The Shire Hall in Mold, dubbed Britain’s leading ugliest building, and the Wrexham Police station are brutalist buildings which will perhaps not be mourned too much.  Still standing, and crying out for a role in a brooding  TV Drama is Ysgol Syr Thomas Jones at Amlwch – one of the very first 1950s comprehensive schools.

Less is sometimes more, and it was strangely gratifying to learn from Clwyd-Powys Archaeologist Paul Belford that we really don’t know whether Offa’s Dyke has a great deal to do with King Offa, when it was built, or quite what it was for!  Opportunities to excavate this world heritage site are few and far between, but one did arise from the actions of a Chirk man who bulldozed 50 yards of it in order to build a stable. ( His ignorance of its historic significance saved him from prosecution in 2014).  Perhaps this vibe for vandalism is in the air around Chirk.  Paul showed us a lidar image of the grounds of Chirk castle.  In the 17th century Landscape Architect William Emes flattened much more than 50 yards of it to create smooth parkland, and submerged a further length of it in an ornamental lake!

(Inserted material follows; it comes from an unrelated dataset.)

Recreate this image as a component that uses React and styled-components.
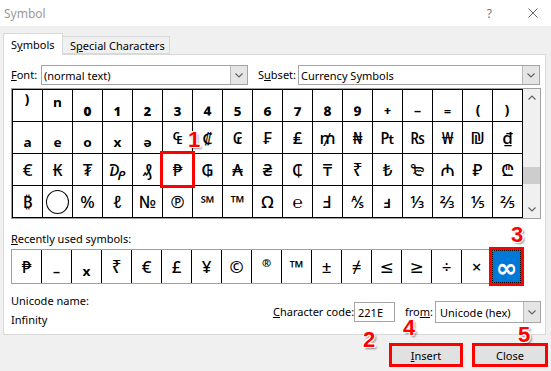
import React from 'react';
import styled, { createGlobalStyle, css } from 'styled-components';

const Global = createGlobalStyle`
  html, body { margin: 0; padding: 0; background: #f0f0f0; }
  body {
    width: 551px; height: 371px; overflow: hidden;
    font-family: "Noto Sans", "DejaVu Sans", sans-serif;
  }
  * { box-sizing: border-box; }
`;

const Dialog = styled.div`
  position: relative;
  width: 551px;
  height: 371px;
  background: #f0f0f0;
  display: flex;
  flex-direction: column;
  font-size: 11px;
  color: #000;
`;

const TitleBar = styled.div`
  height: 26px;
  background: #fff;
  display: flex;
  align-items: center;
  padding: 0 13px 0 4px;
`;

const Title = styled.div`
  flex: 1;
  color: #9a9a9a;
  font-size: 12px;
`;

const Help = styled.span`
  color: #777;
  font-size: 12px;
  margin-right: 36px;
`;

const TabRow = styled.div`
  display: flex;
  align-items: flex-start;
  margin-top: 7px;
  padding-left: 3px;
  position: relative;
  z-index: 1;
`;

const Tab = styled.div`
  display: flex;
  align-items: center;
  padding-left: 7px;
  width: ${p => p.$w}px;
  height: ${p => (p.$active ? 22 : 18)}px;
  margin-top: ${p => (p.$active ? 0 : 3)}px;
  margin-bottom: -1px;
  background: ${p => (p.$active ? '#fff' : '#f0f0f0')};
  border: 1px solid #d9d9d9;
  border-bottom: ${p => (p.$active ? 'none' : '1px solid #d9d9d9')};
  border-left: ${p => (p.$active ? '1px solid #d9d9d9' : 'none')};
`;

const U = styled.span`
  text-decoration: underline;
  text-underline-offset: 1px;
`;

const Panel = styled.div`
  margin-left: 3px;
  width: 543px;
  height: 281px;
  background: #fff;
  border: 1px solid #d9d9d9;
  padding: 10px 4px 0 7px;
  display: flex;
  flex-direction: column;
`;

const FieldRow = styled.div`
  display: flex;
  align-items: center;
  height: 20px;
`;

const Label = styled.div`
  width: ${p => p.$w}px;
  margin-left: ${p => p.$ml || 0}px;
  white-space: nowrap;
  line-height: 12px;
`;

const Combo = styled.div`
  display: flex;
  width: ${p => p.$w}px;
  height: ${p => p.$h || 20}px;
  border: 1px solid #a5a5a5;
  background: #fff;
`;

const ComboValue = styled.div`
  flex: 1;
  display: flex;
  align-items: center;
  padding-left: ${p => p.$pl || 2}px;
  white-space: nowrap;
  overflow: hidden;
`;

const ComboButton = styled.div`
  width: 17px;
  display: flex;
  align-items: center;
  justify-content: center;
  background: #e5e5e5;
  border-left: 1px solid #b9b9b9;
`;

const Chevron = ({ up }) => (
  <svg width="8" height="5" viewBox="0 0 8 5">
    <path
      d={up ? 'M0.5 4.5 L4 1 L7.5 4.5' : 'M0.5 0.5 L4 4 L7.5 0.5'}
      fill="none"
      stroke="#606060"
      strokeWidth="1.1"
    />
  </svg>
);

const GridFrame = styled.div`
  margin-top: 3px;
  display: flex;
  width: 530px;
  border: 1px solid #a0a0a0;
`;

const CharTable = styled.div`
  display: grid;
  grid-template-columns: repeat(17, 29px);
  grid-auto-rows: 31px;
  gap: 1px;
  background: #000;
  border: 1px solid #000;
`;

const kinds = {
  sub: css`
    font-size: 21px;
    font-weight: 700;
  `,
  sup: css`
    align-items: flex-start;
    padding-top: 7px;
    font-size: 11px;
    font-weight: 700;
  `,
  mark: css`
    font-size: 18px;
    font-weight: 700;
  `,
  plain: css`
    font-size: 17px;
    font-weight: 500;
  `,
};

const Cell = styled.div`
  position: relative;
  background: ${p => (p.$selected ? '#0078d7' : '#fff')};
  color: ${p => (p.$selected ? '#fff' : '#000')};
  display: flex;
  align-items: center;
  justify-content: center;
  font-family: "Noto Sans", "DejaVu Sans", sans-serif;
  line-height: 1;
  ${p => kinds[p.$kind || 'plain']}
  ${p => p.$selected && css`font-size: 26px; font-weight: 700;`}
  z-index: ${p => (p.$marked ? 2 : 0)};
  outline: ${p => (p.$marked ? '3px solid #f00' : 'none')};
  &::after {
    content: '';
    display: ${p => (p.$selected ? 'block' : 'none')};
    position: absolute;
    inset: 0;
    border: 1px dotted #000;
  }
`;

const Circle = styled.span`
  width: 23px;
  height: 24px;
  border: 1px solid #000;
  border-radius: 50%;
`;

const ScrollBar = styled.div`
  width: 17px;
  background: #f0f0f0;
  display: flex;
  flex-direction: column;
`;

const ScrollArrow = styled.div`
  height: 17px;
  display: flex;
  align-items: center;
  justify-content: center;
`;

const ScrollTrack = styled.div`
  flex: 1;
  display: flex;
  flex-direction: column;
`;

const Thumb = styled.div`
  height: 17px;
  background: #cdcdcd;
`;

const SectionLabel = styled.div`
  margin-top: 12px;
  line-height: 16px;
`;

const RecentRow = styled.div`
  margin-top: 2px;
  display: grid;
  grid-template-columns: repeat(17, 29px);
  grid-auto-rows: 33px;
  gap: 1px;
  width: 511px;
  background: #000;
  border: 1px solid #a0a0a0;
`;

const InfoRow = styled.div`
  display: flex;
  align-items: flex-start;
`;

const InfoColumn = styled.div`
  display: flex;
  flex-direction: column;
  padding-top: 9px;
  line-height: 16px;
  gap: 3px;
`;

const CodeGroup = styled.div`
  margin-left: auto;
  margin-top: 17px;
  display: flex;
  align-items: center;
  height: 22px;
`;

const TextInput = styled.div`
  width: 41px;
  height: 20px;
  border: 1px solid #a5a5a5;
  background: #fff;
  display: flex;
  align-items: center;
  padding-left: 3px;
`;

const ButtonRow = styled.div`
  display: flex;
  justify-content: flex-end;
  gap: 9px;
  padding-right: 3px;
  margin-top: 8px;
`;

const Highlight = styled.div`
  display: flex;
  width: ${p => p.$w}px;
  height: 24px;
  border: 3px solid #f00;
`;

const Button = styled.div`
  flex: 1;
  display: flex;
  align-items: center;
  justify-content: center;
  background: #e1e1e1;
  font-size: 11px;
`;

const Badge = styled.div`
  position: absolute;
  left: ${p => p.$x}px;
  top: ${p => p.$y}px;
  font-family: "Liberation Sans", Arial, sans-serif;
  font-weight: 700;
  font-size: 22px;
  line-height: 0.8;
  color: #f00;
  text-shadow:
    -1px -1px 0 #fff, 1px -1px 0 #fff, -1px 1px 0 #fff, 1px 1px 0 #fff,
    0 -1px 0 #fff, 0 1px 0 #fff, -1px 0 0 #fff, 1px 0 0 #fff,
    2px 2px 2px rgba(0, 0, 0, 0.45);
  z-index: 5;
`;

const CIRCLE = 'CIRCLE';
const SUP = new Set(['®']);
const MARK = new Set(['℠', '™']);
const SUB = new Set([
  '⁾', 'ⁿ', '₀', '₁', '₂', '₃', '₄', '₅', '₆', '₇', '₈', '₉', '₊', '₋', '₌', '₍', '₎',
  'ₐ', 'ₑ', 'ₒ', 'ₓ', 'ₔ',
]);
const kindOf = ch =>
  SUP.has(ch) ? 'sup' : SUB.has(ch) ? 'sub' : MARK.has(ch) ? 'mark' : 'plain';

const rows = [
  ['⁾', 'ⁿ', '₀', '₁', '₂', '₃', '₄', '₅', '₆', '₇', '₈', '₉', '₊', '₋', '₌', '₍', '₎'],
  ['ₐ', 'ₑ', 'ₒ', 'ₓ', 'ₔ', '₠', '₡', '₢', '₣', '₤', '₥', '₦', '₧', '₨', '₩', '₪', '₫'],
  ['€', '₭', '₮', '₯', '₰', '₱', '₲', '₳', '₴', '₵', '₸', '₹', '₺', '₻', '₼', '₽', '₾'],
  ['₿', CIRCLE, '%', 'ℓ', '№', '℗', '℠', '™', 'Ω', '℮', 'Ⅎ', '⅍', 'ⅎ', '⅓', '⅔', '⅕', '⅖'],
];

const recent = ['₱', '₋', 'ₓ', '₹', '€', '£', '¥', '©', '®', '™', '±', '≠', '≤', '≥', '÷', '×', '∞'];

export default function App() {
  return (
    <Dialog>
      <Global />
      <TitleBar>
        <Title>Symbol</Title>
        <Help>?</Help>
        <svg width="10" height="10" viewBox="0 0 10 10">
          <path d="M0.5 0.5 L9.5 9.5 M9.5 0.5 L0.5 9.5" stroke="#666" strokeWidth="1" />
        </svg>
      </TitleBar>

      <TabRow>
        <Tab $active $w={60}>
          S<U>y</U>mbols
        </Tab>
        <Tab $w={107}>
          S<U>p</U>ecial Characters
        </Tab>
      </TabRow>

      <Panel>
        <FieldRow>
          <Label $w={30}>
            <U>F</U>ont:
          </Label>
          <Combo $w={207}>
            <ComboValue>(normal text)</ComboValue>
            <ComboButton>
              <Chevron />
            </ComboButton>
          </Combo>
          <Label $w={40} $ml={10}>
            S<U>u</U>bset:
          </Label>
          <Combo $w={242}>
            <ComboValue>Currency Symbols</ComboValue>
            <ComboButton>
              <Chevron />
            </ComboButton>
          </Combo>
        </FieldRow>

        <GridFrame>
          <CharTable>
            {rows.flatMap((row, r) =>
              row.map((ch, c) => (
                <Cell key={`${r}-${c}`} $marked={r === 2 && c === 5} $kind={kindOf(ch)}>
                  {ch === CIRCLE ? <Circle /> : ch}
                </Cell>
              ))
            )}
          </CharTable>
          <ScrollBar>
            <ScrollArrow>
              <Chevron up />
            </ScrollArrow>
            <ScrollTrack>
              <Thumb style={{ marginTop: 61 }} />
            </ScrollTrack>
            <ScrollArrow>
              <Chevron />
            </ScrollArrow>
          </ScrollBar>
        </GridFrame>

        <SectionLabel>
          <U>R</U>ecently used symbols:
        </SectionLabel>
        <RecentRow>
          {recent.map((ch, i) => {
            const last = i === recent.length - 1;
            return (
              <Cell key={i} $selected={last} $marked={last} $kind={kindOf(ch)}>
                {ch}
              </Cell>
            );
          })}
        </RecentRow>

        <InfoRow>
          <InfoColumn>
            <div>Unicode name:</div>
            <div>Infinity</div>
          </InfoColumn>
          <CodeGroup>
            <Label $w={81}>
              <U>C</U>haracter code:
            </Label>
            <TextInput>221E</TextInput>
            <Label $w={30} $ml={10}>
              fro<U>m</U>:
            </Label>
            <Combo $w={106} $h={22}>
              <ComboValue $pl={4}>Unicode (hex)</ComboValue>
              <ComboButton>
                <Chevron />
              </ComboButton>
            </Combo>
          </CodeGroup>
        </InfoRow>
      </Panel>

      <ButtonRow>
        <Highlight $w={74}>
          <Button>
            <U>I</U>nsert
          </Button>
        </Highlight>
        <Highlight $w={76}>
          <Button>Close</Button>
        </Highlight>
      </ButtonRow>

      <Badge $x={188} $y={131}>1</Badge>
      <Badge $x={363} $y={331}>2</Badge>
      <Badge $x={511} $y={226}>3</Badge>
      <Badge $x={403} $y={319}>4</Badge>
      <Badge $x={518} $y={326}>5</Badge>
    </Dialog>
  );
}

Low water levels in 2018 revealed Offa’s Dyke in the lake at Chirk Castle. Picture: The Shropshire Star

Two afternoon sessions concerned the days of the iron age hillfort, a period lasting from at least 1000 years BC.  Hillforts are scattered like measles across the whole of the map of Wales, and with techniques of  aerial photography and lidar more are still being discovered.  Either they are on hilltops with ridge fortifications all the way round, or they are promontory hill forts, situated on the edge of a cliff or at the confluence between two valleys such that fortifications are not needed at the steeper sides.  The archaeologists have been seeking evidence both within the enclosures, where  groups of round houses were situated, and outside them where burials, and farming actvities took place.  Ken Murphy rounded off the day with an account of the iron age chariot burial discovered last autumn in a field not far from a hillfort at an undisclosed location in west Pembrokeshire.  Being buried along with your two wheeled chariot and your horse requires a pretty extensive hole and this type of burial is well known from East Yorkshire. The chariot burial discovered at the evocatively named village of Wetwang, revealed the human skeleton curled  up between the wheels of his chariot, and the horse laid transversely at his head.  The limey soil chemistry in east Yorkshire does not dissolve the bones.

In the Welsh burial bronze fragments of the bit, bridle and horse ornaments testifies to the horse, and an iron sword to the warrior, but their bones are long dissolved.  The iron rims of the wheels and the imprint of the wooden chariot were found.  These items are undergoing conservation at the National Museum of Wales and will then be put on display.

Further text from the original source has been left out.